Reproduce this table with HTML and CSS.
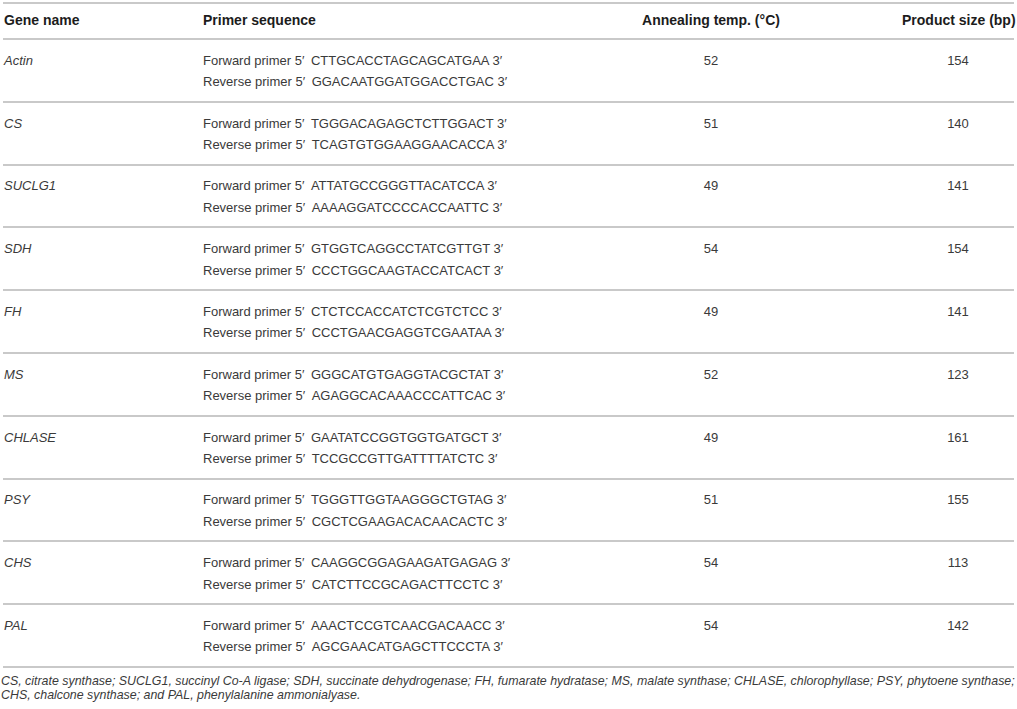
FILE: index.html
```html
<!DOCTYPE html>
<html>
<head>
<meta charset="utf-8">
<link rel="stylesheet" href="styles.css">
</head>
<body>
<div class="wrap">
<table class="primers">
<thead>
<tr>
<th class="c-gene">Gene name</th>
<th class="c-primer">Primer sequence</th>
<th class="c-temp">Annealing temp. (°C)</th>
<th class="c-size">Product size (bp)</th>
</tr>
</thead>
<tbody>
<tr><td class="c-gene"><i>Actin</i></td><td class="c-primer">Forward primer 5′&ensp;CTTGCACCTAGCAGCATGAA 3′<br>Reverse primer 5′&ensp;GGACAATGGATGGACCTGAC 3′</td><td class="c-temp">52</td><td class="c-size">154</td></tr>
<tr><td class="c-gene"><i>CS</i></td><td class="c-primer">Forward primer 5′&ensp;TGGGACAGAGCTCTTGGACT 3′<br>Reverse primer 5′&ensp;TCAGTGTGGAAGGAACACCA 3′</td><td class="c-temp">51</td><td class="c-size">140</td></tr>
<tr><td class="c-gene"><i>SUCLG1</i></td><td class="c-primer">Forward primer 5′&ensp;ATTATGCCGGGTTACATCCA 3′<br>Reverse primer 5′&ensp;AAAAGGATCCCCACCAATTC 3′</td><td class="c-temp">49</td><td class="c-size">141</td></tr>
<tr><td class="c-gene"><i>SDH</i></td><td class="c-primer">Forward primer 5′&ensp;GTGGTCAGGCCTATCGTTGT 3′<br>Reverse primer 5′&ensp;CCCTGGCAAGTACCATCACT 3′</td><td class="c-temp">54</td><td class="c-size">154</td></tr>
<tr><td class="c-gene"><i>FH</i></td><td class="c-primer">Forward primer 5′&ensp;CTCTCCACCATCTCGTCTCC 3′<br>Reverse primer 5′&ensp;CCCTGAACGAGGTCGAATAA 3′</td><td class="c-temp">49</td><td class="c-size">141</td></tr>
<tr><td class="c-gene"><i>MS</i></td><td class="c-primer">Forward primer 5′&ensp;GGGCATGTGAGGTACGCTAT 3′<br>Reverse primer 5′&ensp;AGAGGCACAAACCCATTCAC 3′</td><td class="c-temp">52</td><td class="c-size">123</td></tr>
<tr><td class="c-gene"><i>CHLASE</i></td><td class="c-primer">Forward primer 5′&ensp;GAATATCCGGTGGTGATGCT 3′<br>Reverse primer 5′&ensp;TCCGCCGTTGATTTTATCTC 3′</td><td class="c-temp">49</td><td class="c-size">161</td></tr>
<tr><td class="c-gene"><i>PSY</i></td><td class="c-primer">Forward primer 5′&ensp;TGGGTTGGTAAGGGCTGTAG 3′<br>Reverse primer 5′&ensp;CGCTCGAAGACACAACACTC 3′</td><td class="c-temp">51</td><td class="c-size">155</td></tr>
<tr><td class="c-gene"><i>CHS</i></td><td class="c-primer">Forward primer 5′&ensp;CAAGGCGGAGAAGATGAGAG 3′<br>Reverse primer 5′&ensp;CATCTTCCGCAGACTTCCTC 3′</td><td class="c-temp">54</td><td class="c-size">113</td></tr>
<tr><td class="c-gene"><i>PAL</i></td><td class="c-primer">Forward primer 5′&ensp;AAACTCCGTCAACGACAACC 3′<br>Reverse primer 5′&ensp;AGCGAACATGAGCTTCCCTA 3′</td><td class="c-temp">54</td><td class="c-size">142</td></tr>
</tbody>
</table>
<p class="note"><i>CS</i>, citrate synthase; <i>SUCLG1</i>, succinyl Co-A ligase; <i>SDH</i>, succinate dehydrogenase; <i>FH</i>, fumarate hydratase; <i>MS</i>, malate synthase; <i>CHLASE</i>, chlorophyllase; <i>PSY</i>, phytoene synthase;<br><i>CHS</i>, chalcone synthase; and <i>PAL</i>, phenylalanine ammonialyase.</p>
</div>
</body>
</html>
```

FILE: styles.css
```css
html, body {
  margin: 0;
  padding: 0;
  background: #ffffff;
}

body {
  font-family: "Liberation Sans", Arial, Helvetica, sans-serif;
  color: #3a3a3a;
}

.wrap {
  padding: 2px 3px 0 3px;
  width: 1011px;
}

.primers {
  width: 1011px;
  border-collapse: collapse;
  table-layout: fixed;
}

.primers th {
  font-size: 14px;
  font-weight: bold;
  color: #1c1c1c;
  line-height: 16px;
  padding: 8px 0 10px 0;
  border-top: 2px solid #c9c9c9;
  border-bottom: 2px solid #c9c9c9;
  text-align: left;
  vertical-align: middle;
  white-space: nowrap;
}

.primers td {
  font-size: 13px;
  line-height: 21.5px;
  padding: 9.8px 0 8px 0;
  border-bottom: 2px solid #c9c9c9;
  vertical-align: top;
  text-align: left;
  white-space: nowrap;
}

.primers td i {
  font-style: italic;
}

.primers .c-gene {
  width: 199px;
  padding-left: 1px;
}

.primers .c-primer {
  width: 317px;
}

.primers .c-temp {
  width: 382px;
  text-align: center;
}

.primers .c-size {
  width: 112px;
  text-align: center;
}

.note {
  margin: 6px 0 0 -2px;
  font-size: 12.4px;
  line-height: 14px;
  font-style: italic;
  color: #3a3a3a;
  white-space: nowrap;
}
```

§ §

SET EXERCISE » Using the data above, print every line exactly, omitting pictures.

EXERCISE ANSWER »
Reproduce this table with HTML and CSS.
FILE: index.html
```html
<!DOCTYPE html>
<html>
<head>
<meta charset="utf-8">
<link rel="stylesheet" href="styles.css">
</head>
<body>
<div class="wrap">
<table class="primers">
<thead>
<tr>
<th class="c-gene">Gene name</th>
<th class="c-primer">Primer sequence</th>
<th class="c-temp">Annealing temp. (°C)</th>
<th class="c-size">Product size (bp)</th>
</tr>
</thead>
<tbody>
<tr><td class="c-gene"><i>Actin</i></td><td class="c-primer">Forward primer 5′&ensp;CTTGCACCTAGCAGCATGAA 3′<br>Reverse primer 5′&ensp;GGACAATGGATGGACCTGAC 3′</td><td class="c-temp">52</td><td class="c-size">154</td></tr>
<tr><td class="c-gene"><i>CS</i></td><td class="c-primer">Forward primer 5′&ensp;TGGGACAGAGCTCTTGGACT 3′<br>Reverse primer 5′&ensp;TCAGTGTGGAAGGAACACCA 3′</td><td class="c-temp">51</td><td class="c-size">140</td></tr>
<tr><td class="c-gene"><i>SUCLG1</i></td><td class="c-primer">Forward primer 5′&ensp;ATTATGCCGGGTTACATCCA 3′<br>Reverse primer 5′&ensp;AAAAGGATCCCCACCAATTC 3′</td><td class="c-temp">49</td><td class="c-size">141</td></tr>
<tr><td class="c-gene"><i>SDH</i></td><td class="c-primer">Forward primer 5′&ensp;GTGGTCAGGCCTATCGTTGT 3′<br>Reverse primer 5′&ensp;CCCTGGCAAGTACCATCACT 3′</td><td class="c-temp">54</td><td class="c-size">154</td></tr>
<tr><td class="c-gene"><i>FH</i></td><td class="c-primer">Forward primer 5′&ensp;CTCTCCACCATCTCGTCTCC 3′<br>Reverse primer 5′&ensp;CCCTGAACGAGGTCGAATAA 3′</td><td class="c-temp">49</td><td class="c-size">141</td></tr>
<tr><td class="c-gene"><i>MS</i></td><td class="c-primer">Forward primer 5′&ensp;GGGCATGTGAGGTACGCTAT 3′<br>Reverse primer 5′&ensp;AGAGGCACAAACCCATTCAC 3′</td><td class="c-temp">52</td><td class="c-size">123</td></tr>
<tr><td class="c-gene"><i>CHLASE</i></td><td class="c-primer">Forward primer 5′&ensp;GAATATCCGGTGGTGATGCT 3′<br>Reverse primer 5′&ensp;TCCGCCGTTGATTTTATCTC 3′</td><td class="c-temp">49</td><td class="c-size">161</td></tr>
<tr><td class="c-gene"><i>PSY</i></td><td class="c-primer">Forward primer 5′&ensp;TGGGTTGGTAAGGGCTGTAG 3′<br>Reverse primer 5′&ensp;CGCTCGAAGACACAACACTC 3′</td><td class="c-temp">51</td><td class="c-size">155</td></tr>
<tr><td class="c-gene"><i>CHS</i></td><td class="c-primer">Forward primer 5′&ensp;CAAGGCGGAGAAGATGAGAG 3′<br>Reverse primer 5′&ensp;CATCTTCCGCAGACTTCCTC 3′</td><td class="c-temp">54</td><td class="c-size">113</td></tr>
<tr><td class="c-gene"><i>PAL</i></td><td class="c-primer">Forward primer 5′&ensp;AAACTCCGTCAACGACAACC 3′<br>Reverse primer 5′&ensp;AGCGAACATGAGCTTCCCTA 3′</td><td class="c-temp">54</td><td class="c-size">142</td></tr>
</tbody>
</table>
<p class="note"><i>CS</i>, citrate synthase; <i>SUCLG1</i>, succinyl Co-A ligase; <i>SDH</i>, succinate dehydrogenase; <i>FH</i>, fumarate hydratase; <i>MS</i>, malate synthase; <i>CHLASE</i>, chlorophyllase; <i>PSY</i>, phytoene synthase;<br><i>CHS</i>, chalcone synthase; and <i>PAL</i>, phenylalanine ammonialyase.</p>
</div>
</body>
</html>
```

FILE: styles.css
```css
html, body {
  margin: 0;
  padding: 0;
  background: #ffffff;
}

body {
  font-family: "Liberation Sans", Arial, Helvetica, sans-serif;
  color: #3a3a3a;
}

.wrap {
  padding: 2px 3px 0 3px;
  width: 1011px;
}

.primers {
  width: 1011px;
  border-collapse: collapse;
  table-layout: fixed;
}

.primers th {
  font-size: 14px;
  font-weight: bold;
  color: #1c1c1c;
  line-height: 16px;
  padding: 8px 0 10px 0;
  border-top: 2px solid #c9c9c9;
  border-bottom: 2px solid #c9c9c9;
  text-align: left;
  vertical-align: middle;
  white-space: nowrap;
}

.primers td {
  font-size: 13px;
  line-height: 21.5px;
  padding: 9.8px 0 8px 0;
  border-bottom: 2px solid #c9c9c9;
  vertical-align: top;
  text-align: left;
  white-space: nowrap;
}

.primers td i {
  font-style: italic;
}

.primers .c-gene {
  width: 199px;
  padding-left: 1px;
}

.primers .c-primer {
  width: 317px;
}

.primers .c-temp {
  width: 382px;
  text-align: center;
}

.primers .c-size {
  width: 112px;
  text-align: center;
}

.note {
  margin: 6px 0 0 -2px;
  font-size: 12.4px;
  line-height: 14px;
  font-style: italic;
  color: #3a3a3a;
  white-space: nowrap;
}
```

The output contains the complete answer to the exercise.